Le immagini di bambini sofferenti e denutriti, una sera, turbandolo profondamente, lo spinsero a una scelta di dedizione totale ai poveri.

Ad Aquino, da quel giorno, Biagio Conte iniziò la vita da eremita, rifugiandosi nelle montagne sul versante di Altofonte, tra Pizzo della Moarda e la Valle del Fico, percorrendo le strade della Sicilia. Da questi luoghi, come da lui raccontato, in un’unica linea è possibile scorgere il Duomo di Monreale e il Santuario della Madonna delle Croci. A tal proposito, fu la madre di fra’ Biagio, che preoccupata per il figlio eremita di cui non aveva più notizie, un giorno si recò a Monreale, proprio alla Madonna delle Croci, dove fu confortata e incoraggiata dall’allora rettore Don Saverio Ferina.
Fratel Biagio, oggi, è una concreta immagine di servizio ai poveri, di chi lotta nella società odierna a favore e a fianco dei più deboli e degli emarginati.

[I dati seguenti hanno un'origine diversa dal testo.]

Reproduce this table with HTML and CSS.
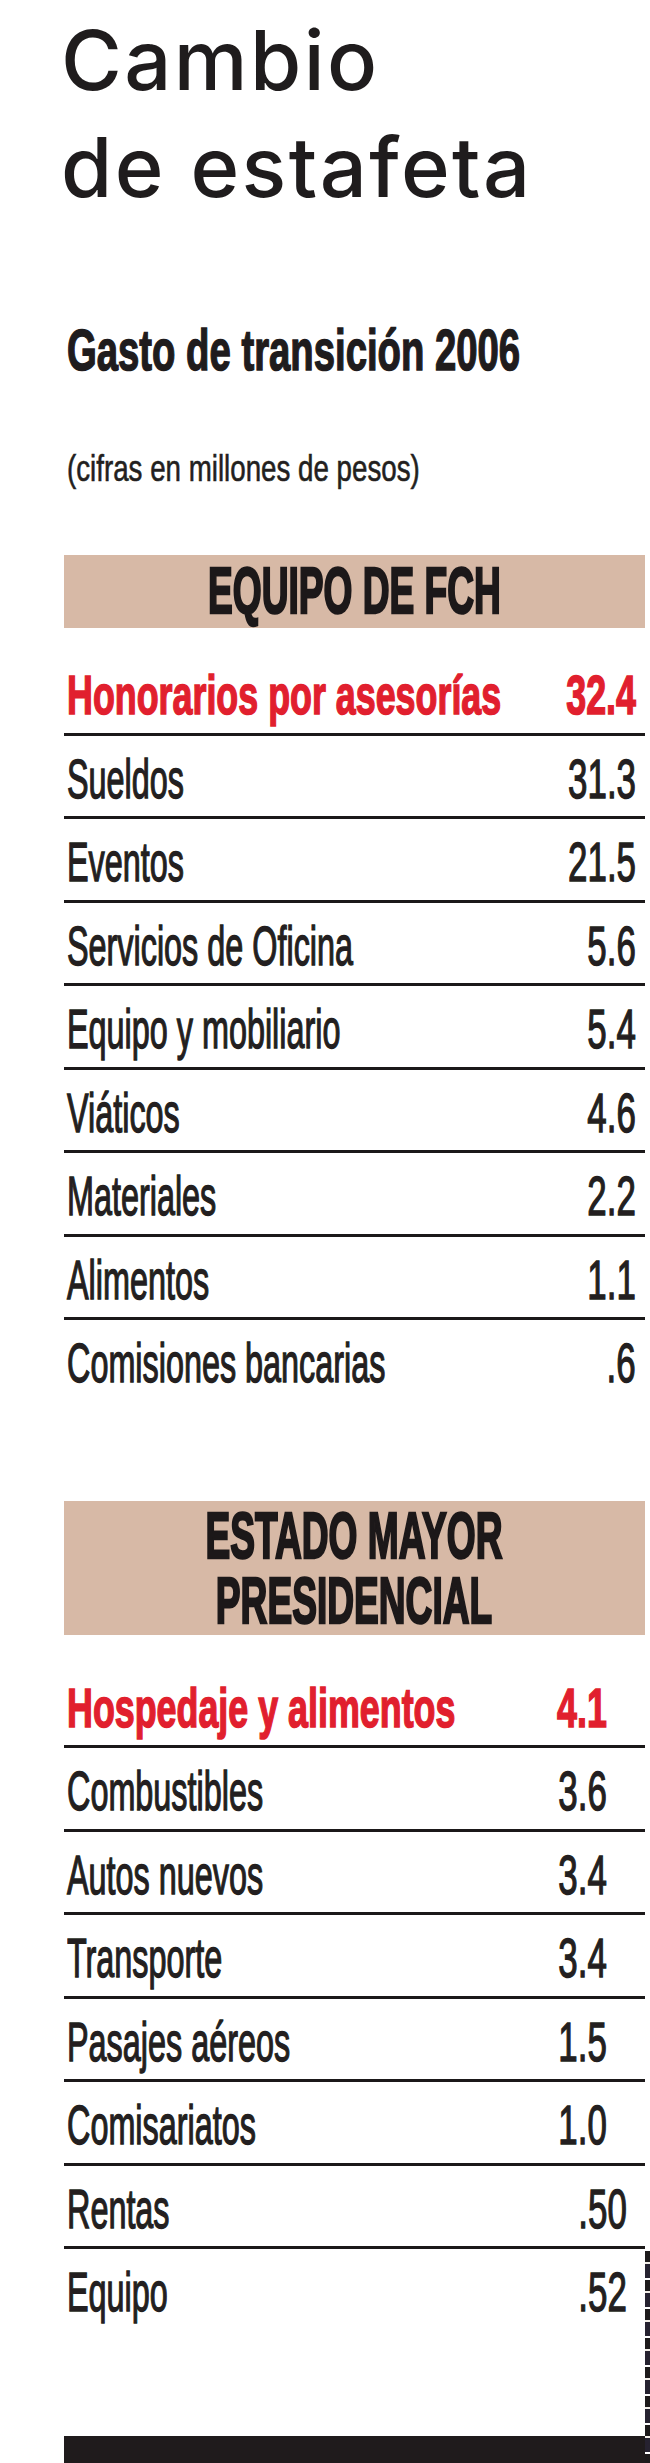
FILE: index.html
```html
<!DOCTYPE html>
<html lang="es">
<head>
<meta charset="utf-8">
<title>Cambio de estafeta</title>
<link rel="stylesheet" href="styles.css">
</head>
<body>
<div class="page">
  <main class="content">
    <h1 class="title">Cambio<br>de estafeta</h1>
    <h2 class="subtitle"><span class="sx-sub">Gasto de transición 2006</span></h2>
    <p class="caption"><span class="sx-cap">(cifras en millones de pesos)</span></p>

    <section class="block block--fch">
      <h3 class="band"><span class="sx-band">EQUIPO DE FCH</span></h3>
      <ul class="rows rows--fch">
        <li class="row row--hl"><span class="name"><span class="sx-b">Honorarios por asesorías</span></span><span class="val"><span class="sx-bv">32.4</span></span></li>
        <li class="row"><span class="name"><span class="sx">Sueldos</span></span><span class="val"><span class="sx-v">31.3</span></span></li>
        <li class="row"><span class="name"><span class="sx">Eventos</span></span><span class="val"><span class="sx-v">21.5</span></span></li>
        <li class="row"><span class="name"><span class="sx">Servicios de Oficina</span></span><span class="val"><span class="sx-v">5.6</span></span></li>
        <li class="row"><span class="name"><span class="sx">Equipo y mobiliario</span></span><span class="val"><span class="sx-v">5.4</span></span></li>
        <li class="row"><span class="name"><span class="sx">Viáticos</span></span><span class="val"><span class="sx-v">4.6</span></span></li>
        <li class="row"><span class="name"><span class="sx">Materiales</span></span><span class="val"><span class="sx-v">2.2</span></span></li>
        <li class="row"><span class="name"><span class="sx">Alimentos</span></span><span class="val"><span class="sx-v">1.1</span></span></li>
        <li class="row"><span class="name"><span class="sx">Comisiones bancarias</span></span><span class="val"><span class="sx-v">.6</span></span></li>
      </ul>
    </section>

    <section class="block block--emp">
      <h3 class="band band--two"><span class="sx-band">ESTADO MAYOR<br>PRESIDENCIAL</span></h3>
      <ul class="rows rows--emp">
        <li class="row row--hl"><span class="name"><span class="sx-b">Hospedaje y alimentos</span></span><span class="val"><span class="sx-bv">4.1</span></span></li>
        <li class="row"><span class="name"><span class="sx">Combustibles</span></span><span class="val"><span class="sx-v">3.6</span></span></li>
        <li class="row"><span class="name"><span class="sx">Autos nuevos</span></span><span class="val"><span class="sx-v">3.4</span></span></li>
        <li class="row"><span class="name"><span class="sx">Transporte</span></span><span class="val"><span class="sx-v">3.4</span></span></li>
        <li class="row"><span class="name"><span class="sx">Pasajes aéreos</span></span><span class="val"><span class="sx-v">1.5</span></span></li>
        <li class="row"><span class="name"><span class="sx">Comisariatos</span></span><span class="val"><span class="sx-v">1.0</span></span></li>
        <li class="row"><span class="name"><span class="sx">Rentas</span></span><span class="val val--short"><span class="sx-v">.50</span></span></li>
        <li class="row"><span class="name"><span class="sx">Equipo</span></span><span class="val val--short"><span class="sx-v">.52</span></span></li>
      </ul>
    </section>

    <div class="footer-bar"></div>
  </main>
  <div class="edge-strip"></div>
</div>
</body>
</html>
```

FILE: styles.css
```css
* { box-sizing: border-box; }

html, body {
  margin: 0;
  padding: 0;
  background: #ffffff;
}

body {
  color: #231f20;
  font-family: "Liberation Sans", Arial, sans-serif;
}

.page {
  display: grid;
  grid-template-columns: 581px 5px;
  padding-left: 64px;
  padding-top: 7px;
  height: 2463px;
  overflow: hidden;
}

.content {
  display: flex;
  flex-direction: column;
  min-width: 0;
}

.edge-strip {
  align-self: end;
  height: 213px;
  background: repeating-linear-gradient(to bottom,
    #1d1a1b 0px, #1d1a1b 11px,
    #f4f0ea 11px, #f4f0ea 13px,
    #262230 13px, #262230 27px,
    #ffffff 27px, #ffffff 29px);
}

/* Title */
.title {
  margin: 0 0 0 -3px;
  font-family: "Inter", "Liberation Sans", Arial, sans-serif;
  font-weight: 500;
  font-size: 83px;
  line-height: 107px;
  letter-spacing: 2.4px;
  color: #1f1c1d;
}

/* Subtitle */
.subtitle {
  margin: 99px 0 0;
  padding-left: 3px;
  font-weight: 700;
  font-size: 58px;
  line-height: 60px;
  white-space: nowrap;
  color: #1f1c1d;
}

.sx-sub {
  display: inline-block;
  transform: scaleX(0.66);
  transform-origin: left center;
  -webkit-text-stroke: 1.5px #1f1c1d;
}

.caption {
  margin: 69px 0 0;
  padding-left: 3px;
  font-size: 36px;
  line-height: 40px;
  white-space: nowrap;
}

.sx-cap {
  display: inline-block;
  transform: scaleX(0.77);
  transform-origin: left center;
  -webkit-text-stroke: 0.6px #231f20;
}

/* Bands */
.block--fch { margin-top: 66px; }
.block--emp { margin-top: 100px; }

.band {
  margin: 0;
  background: #d7b9a6;
  height: 73px;
  font-weight: 700;
  font-size: 64px;
  line-height: 73px;
  text-align: center;
  white-space: nowrap;
  color: #1c1819;
}

.band--two {
  height: 134px;
  line-height: 65px;
  padding: 3px 0 1px;
}

.sx-band {
  display: inline-block;
  transform: scaleX(0.58);
  transform-origin: center center;
  -webkit-text-stroke: 2.5px #1c1819;
}

/* Rows */
.rows {
  list-style: none;
  margin: 0;
  padding: 0;
}

.rows--fch { margin-top: 24px; }
.rows--emp { margin-top: 30px; }

.row {
  display: flex;
  align-items: baseline;
  padding: 13px 0 7.5px;
  font-size: 56px;
  line-height: 60px;
  white-space: nowrap;
  border-bottom: 3px solid #1b1819;
}

.row:last-child {
  border-bottom: none;
}

.name {
  flex: 1 1 0;
  min-width: 0;
  padding-left: 3px;
}

.val {
  flex: none;
  padding-right: 9px;
}
.rows--emp .val { padding-right: 38px; }
.rows--emp .val--short { padding-right: 18px; }

.sx, .sx-b {
  display: inline-block;
  transform-origin: left center;
}
.sx { transform: scaleX(0.578); -webkit-text-stroke: 1.4px #231f20; }
.sx-b { transform: scaleX(0.64); -webkit-text-stroke: 1.6px #e11f2e; }

.sx-v, .sx-bv {
  display: inline-block;
  transform-origin: right center;
}
.sx-v { transform: scaleX(0.623); -webkit-text-stroke: 1.4px #231f20; }
.sx-bv { transform: scaleX(0.64); -webkit-text-stroke: 1.6px #e11f2e; }

.row--hl {
  color: #e11f2e;
  font-weight: 700;
}

/* Footer bar */
.footer-bar {
  margin-top: 106px;
  height: 28px;
  background: #1f1b1c;
}
```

In questo emerge una linea continua, del tutto spirituale, anche con Papa Francesco, in quello sguardo missionario di voler pensare sempre ai poveri, immagine di Cristo.
Al termine della celebrazione Eucaristica,dopo la tradizionale distribuzione dei panini benedetti, l’Arcivescovo, incoraggiando a proseguire sulla strada della cura delle anime dei fedeli e del decoro del Santuario, si è intrattenuto con tutti presenti nella terrazza inferiore con la sua splendida veduta sulla Conca d’oro per un momento conviviale e di fraternità, organizzato e offerto dai collaboratori del Santuario e dai parrocchiani di San Giuseppe in Malpasso.